Mais dans un deuxième temps, un détail, surgit qui accroche l’attention, modifie la perception, suscite une question et fait vibrer la sensibilité. C’est ce qu’à propos de la photographie, Barthes appelait un "punctum", un élément précis, inattendu ou difficile à percevoir au premier abord, qui constitue un repère, preuve d’une histoire personnelle, reflet d’un passé et amorce d’un avenir. Ce peut être le désordre d’une chevelure, l’orientation d’un regard, une main tendue vers un objet absent, des bras croisés… Tous ces éléments, que David Maes affectionne, ne sont pas ceux auxquels on porte immédiatement attention, puisque dans un premier temps, la vision du tout s’impose, mais se découvrant peu à peu, ils apportent, chacun à leur échelle, une preuve supplémentaire de la vie et sont les témoins discrets de la spécificité de chacun. L’image alors en devient d’autant plus troublante qu’elle n’autorise plus, une fois ce détail découvert, une vision rapide ou distraite. Et le visiteur, s’il se prend au jeu, va approfondir sa première lecture et se laisser emporter dans un double mouvement, entre l’appréciation de l’ensemble et l’attention aux détails. Démarche qui le conduit à regarder les corps dans la richesse de leurs particularités et la permanence de leur humanité.
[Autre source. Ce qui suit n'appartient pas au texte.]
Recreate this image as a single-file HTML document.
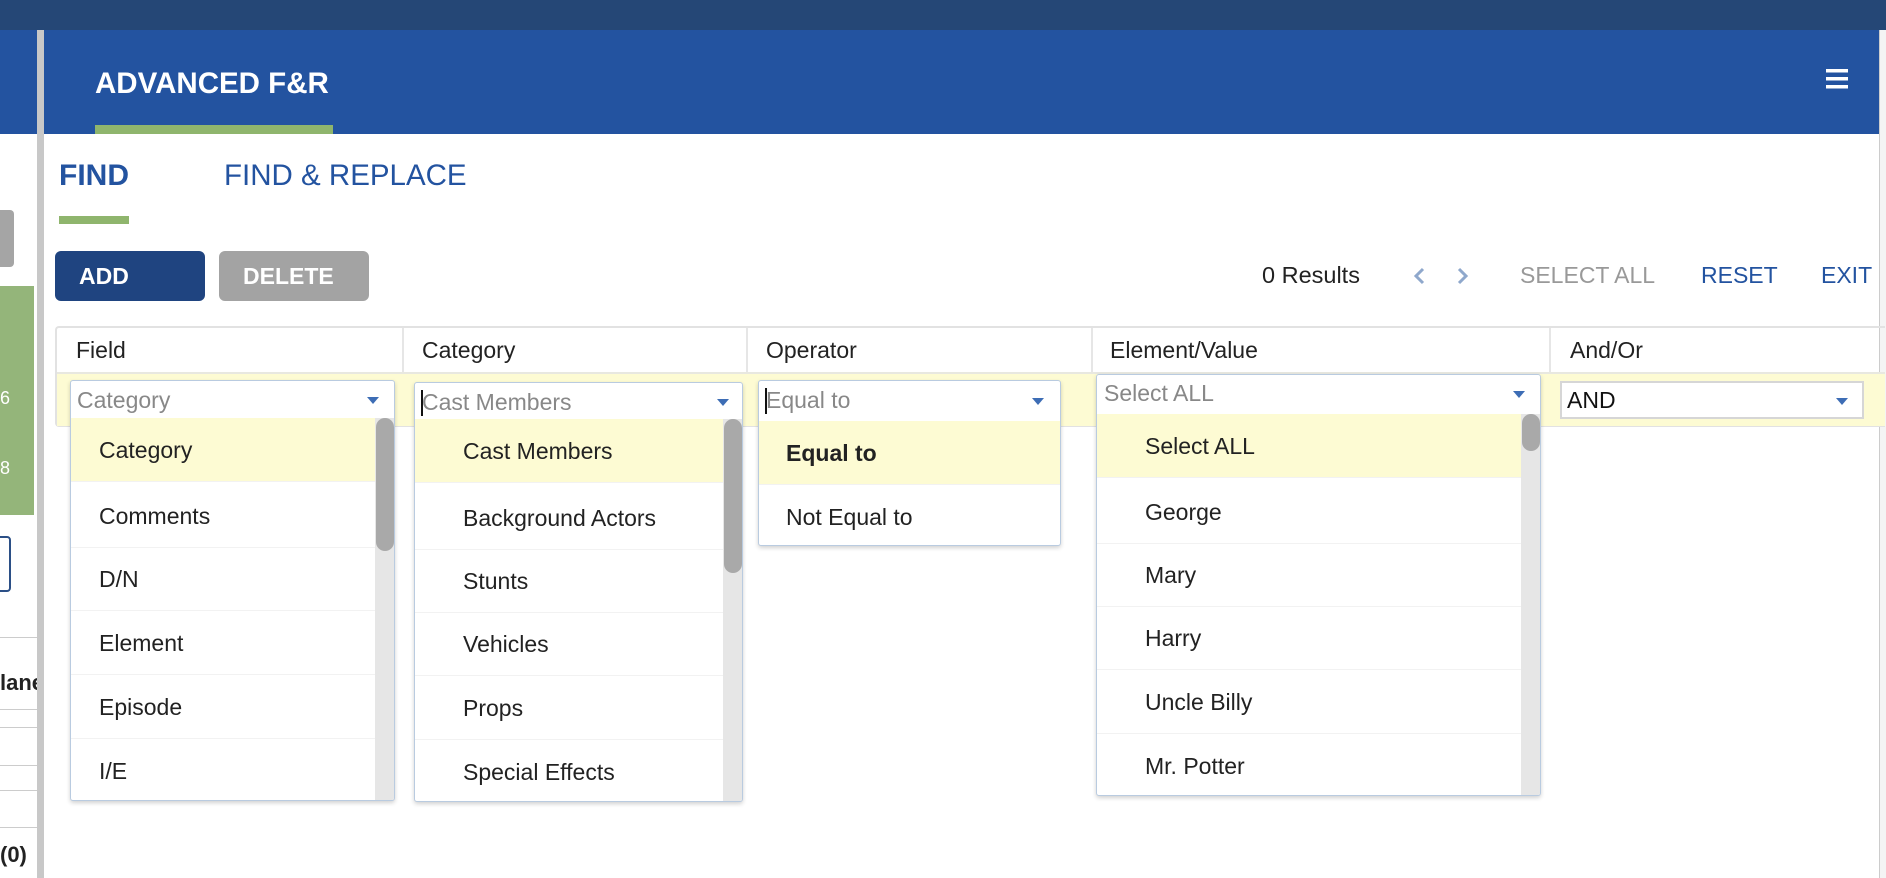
<!DOCTYPE html>
<html><head><meta charset="utf-8"><style>
*{box-sizing:border-box;margin:0;padding:0}
body{width:1886px;height:878px;overflow:hidden;background:#fff;font-family:"Liberation Sans",Arial,sans-serif;position:relative;color:#222}
.a{position:absolute}
.dd{position:absolute;background:#fff;border:1px solid #b9cbe0;border-radius:3px;box-shadow:0 2px 4px rgba(0,0,0,.18);overflow:hidden}
.it{position:absolute;left:0;height:64px;line-height:64px;font-size:23px;color:#222;border-bottom:1px solid #f2f2f2}
.sel{background:#fdfbd3}
.tri{position:absolute;width:0;height:0;border-left:6px solid transparent;border-right:6px solid transparent;border-top:7px solid #3d6db5}
.ph{position:absolute;font-size:23px;color:#888}
.hd{position:absolute;top:337px;font-size:23px;color:#222}
</style></head><body>
<div class="a" style="left:0;top:0;width:1886px;height:30px;background:#254776"></div>
<div class="a" style="left:0;top:30px;width:1879px;height:104px;background:#2353a0"></div>
<!-- left strip -->
<div class="a" style="left:0;top:210px;width:14px;height:57px;background:#a5a5a5;border-radius:0 4px 4px 0"></div>
<div class="a" style="left:0;top:286px;width:34px;height:229px;background:#94b57a"></div>
<div class="a" style="left:0;top:388px;color:#fff;font-size:18px">6</div>
<div class="a" style="left:0;top:458px;color:#fff;font-size:18px">8</div>
<div class="a" style="left:-4px;top:536px;width:15px;height:56px;border:2px solid #2b4f86;border-radius:4px"></div>
<div class="a" style="left:0;top:637px;width:37px;border-top:1px solid #ccc"></div>
<div class="a" style="left:0;top:670px;font-size:22px;font-weight:bold">lane</div>
<div class="a" style="left:0;top:709px;width:37px;border-top:1px solid #ccc"></div>
<div class="a" style="left:0;top:727px;width:37px;border-top:1px solid #ccc"></div>
<div class="a" style="left:0;top:765px;width:37px;border-top:1px solid #ccc"></div>
<div class="a" style="left:0;top:790px;width:37px;border-top:1px solid #ccc"></div>
<div class="a" style="left:0;top:827px;width:37px;border-top:1px solid #ccc"></div>
<div class="a" style="left:0;top:842px;font-size:22px;font-weight:bold">(0)</div>
<div class="a" style="left:37px;top:30px;width:7px;height:848px;background:#c8c8c8"></div>
<!-- right edge -->
<div class="a" style="left:1879px;top:30px;width:7px;height:848px;background:#f4f4f4;border-left:1px solid #ccc"></div>
<!-- header -->
<div class="a" style="left:95px;top:67px;color:#fff;font-size:29.5px;font-weight:bold">ADVANCED F&amp;R</div>
<div class="a" style="left:95px;top:125px;width:238px;height:9px;background:#8fb56d"></div>
<svg class="a" style="left:1826px;top:69px" width="22" height="20"><rect y="0" width="22" height="3.5" fill="#fff"/><rect y="8" width="22" height="3.5" fill="#fff"/><rect y="16" width="22" height="3.5" fill="#fff"/></svg>
<!-- tabs -->
<div class="a" style="left:59px;top:159px;color:#2353a0;font-size:30px;font-weight:bold">FIND</div>
<div class="a" style="left:224px;top:159px;color:#2353a0;font-size:29.5px">FIND &amp; REPLACE</div>
<div class="a" style="left:59px;top:216px;width:70px;height:8px;background:#8fb56d"></div>
<!-- buttons -->
<div class="a" style="left:55px;top:251px;width:150px;height:50px;background:#1f4480;border-radius:6px;color:#fff;font-weight:bold;font-size:23px;line-height:50px;padding-left:24px">ADD</div>
<div class="a" style="left:219px;top:251px;width:150px;height:50px;background:#a3a3a3;border-radius:6px;color:#fff;font-weight:bold;font-size:23px;line-height:50px;padding-left:24px">DELETE</div>
<div class="a" style="left:1262px;top:262px;font-size:23.5px;color:#222">0 Results</div>
<svg class="a" style="left:1411px;top:266px" width="60" height="20"><path d="M12 3 L5 10 L12 17" stroke="#8fa8cc" stroke-width="3" fill="none"/><path d="M48 3 L55 10 L48 17" stroke="#8fa8cc" stroke-width="3" fill="none"/></svg>
<div class="a" style="left:1520px;top:262px;font-size:23px;color:#999">SELECT ALL</div>
<div class="a" style="left:1701px;top:262px;font-size:23px;color:#2353a0">RESET</div>
<div class="a" style="left:1821px;top:262px;font-size:23px;color:#2353a0">EXIT</div>
<!-- table -->
<div class="a" style="left:55px;top:326px;width:1830px;height:101px;border:2px solid #e2e2e2;border-right:none;border-radius:4px 0 0 4px"></div>
<div class="a" style="left:57px;top:372px;width:1828px;height:54px;background:#fdfbd3;border-top:2px solid #e8e8e0"></div>
<div class="a" style="left:402px;top:328px;height:44px;border-left:2px solid #e6e6e6"></div>
<div class="a" style="left:746px;top:328px;height:44px;border-left:2px solid #e6e6e6"></div>
<div class="a" style="left:1091px;top:328px;height:44px;border-left:2px solid #e6e6e6"></div>
<div class="a" style="left:1549px;top:328px;height:44px;border-left:2px solid #e6e6e6"></div>
<div class="hd" style="left:76px">Field</div>
<div class="hd" style="left:422px">Category</div>
<div class="hd" style="left:766px">Operator</div>
<div class="hd" style="left:1110px">Element/Value</div>
<div class="hd" style="left:1570px">And/Or</div>
<!-- AND select -->
<div class="a" style="left:1560px;top:381px;width:304px;height:38px;background:#fff;border:2px solid #d6d6d6"></div>
<div class="a" style="left:1567px;top:387px;font-size:23px;color:#111">AND</div>
<div class="tri" style="left:1836px;top:398px"></div>
<!-- Field dropdown -->
<div class="dd" style="left:70px;top:380px;width:325px;height:421px">
 <div class="ph" style="left:6px;top:6px">Category</div><div class="tri" style="left:296px;top:16px"></div>
 <div class="it sel" style="top:37px;width:306px;padding-left:28px">Category</div>
 <div class="it" style="top:103px;width:306px;padding-left:28px">Comments</div>
 <div class="it" style="top:166px;width:306px;padding-left:28px">D/N</div>
 <div class="it" style="top:230px;width:306px;padding-left:28px">Element</div>
 <div class="it" style="top:294px;width:306px;padding-left:28px">Episode</div>
 <div class="it" style="top:358px;width:306px;padding-left:28px">I/E</div>
 <div class="a" style="left:304px;top:37px;width:20px;height:384px;background:#e6e6e6"></div>
 <div class="a" style="left:305px;top:37px;width:18px;height:133px;background:#a9a9a9;border-radius:9px"></div>
</div>
<!-- Category dropdown -->
<div class="dd" style="left:414px;top:382px;width:329px;height:420px">
 <div class="a" style="left:6px;top:7px;width:2px;height:26px;background:#111"></div>
 <div class="ph" style="left:7px;top:6px">Cast Members</div><div class="tri" style="left:302px;top:16px"></div>
 <div class="it sel" style="top:36px;width:308px;padding-left:48px">Cast Members</div>
 <div class="it" style="top:103px;width:308px;padding-left:48px">Background Actors</div>
 <div class="it" style="top:166px;width:308px;padding-left:48px">Stunts</div>
 <div class="it" style="top:229px;width:308px;padding-left:48px">Vehicles</div>
 <div class="it" style="top:293px;width:308px;padding-left:48px">Props</div>
 <div class="it" style="top:357px;width:308px;padding-left:48px">Special Effects</div>
 <div class="a" style="left:308px;top:36px;width:20px;height:384px;background:#e6e6e6"></div>
 <div class="a" style="left:309px;top:36px;width:18px;height:154px;background:#a9a9a9;border-radius:9px"></div>
</div>
<!-- Operator dropdown -->
<div class="dd" style="left:758px;top:380px;width:303px;height:166px">
 <div class="a" style="left:6px;top:7px;width:2px;height:26px;background:#111"></div>
 <div class="ph" style="left:7px;top:6px">Equal to</div><div class="tri" style="left:273px;top:17px"></div>
 <div class="it sel" style="top:40px;width:303px;padding-left:27px;font-weight:bold">Equal to</div>
 <div class="it" style="top:104px;width:303px;padding-left:27px;border:none">Not Equal to</div>
</div>
<!-- Element dropdown -->
<div class="dd" style="left:1096px;top:374px;width:445px;height:422px">
 <div class="ph" style="left:7px;top:5px">Select ALL</div><div class="tri" style="left:416px;top:16px"></div>
 <div class="it sel" style="top:39px;width:424px;padding-left:48px">Select ALL</div>
 <div class="it" style="top:105px;width:424px;padding-left:48px">George</div>
 <div class="it" style="top:168px;width:424px;padding-left:48px">Mary</div>
 <div class="it" style="top:231px;width:424px;padding-left:48px">Harry</div>
 <div class="it" style="top:295px;width:424px;padding-left:48px">Uncle Billy</div>
 <div class="it" style="top:359px;width:424px;padding-left:48px">Mr. Potter</div>
 <div class="a" style="left:424px;top:39px;width:20px;height:383px;background:#e6e6e6"></div>
 <div class="a" style="left:425px;top:39px;width:18px;height:37px;background:#a9a9a9;border-radius:9px"></div>
</div>
</body></html>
Cette recherche s’inscrit encore plus fortement dans la réalisation de portraits, un autre registre de l’activité artistique de David Maes. Fondamental car il conduit à ce que l’artiste privilégie, la rencontre avec l’autre. Edgar Degas pour qui il a une immense admiration disait "Nous avons été créés pour se regarder, n’est ce pas". Faire un portrait n’est en rien innocent, sauf à simplement considérer qu’il faut en dessiner les caractéristiques les plus marquantes. Non, David Maes n’a jamais conçu le portrait de cette manière. il veut entrer dans l’intimité de la personne qui, sollicitée et respectée, a toujours accepté de se plier à cette exposition aux yeux de l’autre. Pourquoi ? Tout simplement pour témoigner et rendre son authenticité évidente aux yeux de tous. Il ne s’agit pas d’amour, car entre l’artiste et l’autre, la distance est indispensable. C’est elle qui permet d’aller à l’essentiel, de respecter la valeur de celui qui est regardé et de rendre attachante l’image de chaque homme et de chaque femme auprès desquels le temps s’est allongé et parfois fractionné.


Depuis ses débuts, sans relâche l’artiste a multiplié ces portraits qui forment ainsi son musée personnel et secret, ou plutôt sa compagnie d’âmes et qui sont étroitement intégrées à son aventure artistique. Chacun d’eux a une histoire, faite de la rencontre, de la parole, de la lumière du jour, et du travail d’enquête et de compréhension. En fait, tout est circonstance, à condition d’en avoir le désir. Et justement David Maes a celui d’être au plus près d’une humanité si diverse, si complexe. Impossible de prendre la mesure de cet effort car les portraits sont nombreux, différents, inclassables.


Regardons ces visages avec si possible, la même attention que celle de l’artiste qui les a dessinés. Ils nous disent des histoires différentes, certaines joyeuses, d’autres probablement tragiques, inscrites dans un moment fort et alors courtes ou épisodes d’un long parcours. Ils sont présents, là, près de nous, ces jeunes et ces plus âgés, ces femmes et ces hommes ; ceux qui manifestement vivent d’espoir et ceux qui a l’inverse sont empreints d’amertume. À nous de les accueillir à notre tour, d’imaginer les combats, les victoires, les défaites, les espoirs qui ont marqué le visage de chacun. Cette foule est par nature composite, mais leur rapprochement, au sein d’une exposition par exemple, fait éclater l’évidence de leur diversité et la complexité de leur humanité. Leur message est finalement réconfortant dans la mesure où s’affirme sans ambages une sorte d’égalité entre chacun.


Reste une question. Comment se construit le travail de David Maes ? Pour lui, le dessin de ce qui l’entoure est une nécessité, un réconfort, une porte ouverte sur la suite de son travail, mais il ne le conçoit pas comme une description, il veut au contraire s’en servir pour susciter sa rêverie et son imaginaire. Il fait de ces exercices répétés et quotidiens, la pierre de taille sur laquelle s’appuyer et se déployer.


Vient ensuite la gravure, généralement exécutée avec une seule et unique techniques : la pointe sèche. Ce qui donne à son œuvre une véritable unité. On reconnaît immédiatement une œuvre de David Maes sans avoir à en lire l’étiquette.


Avec une technique éblouissante il arrive à aborder toutes les gammes des gris du noir au blanc sans autre artifice que son talent de dessinateur. Le chemin de la mine de plomb est le même que celui de la pointe qui attaque le cuivre ou le zinc.


Aujourd’hui l’artiste travaille sur de très grandes gravures en diptyque ou triptyque qui représentent des portraits dans un paysage. L’eau, le végétal et l’humain entrent en écho l’un avec l’autre dans une démarche aussi puissante qu’émouvante.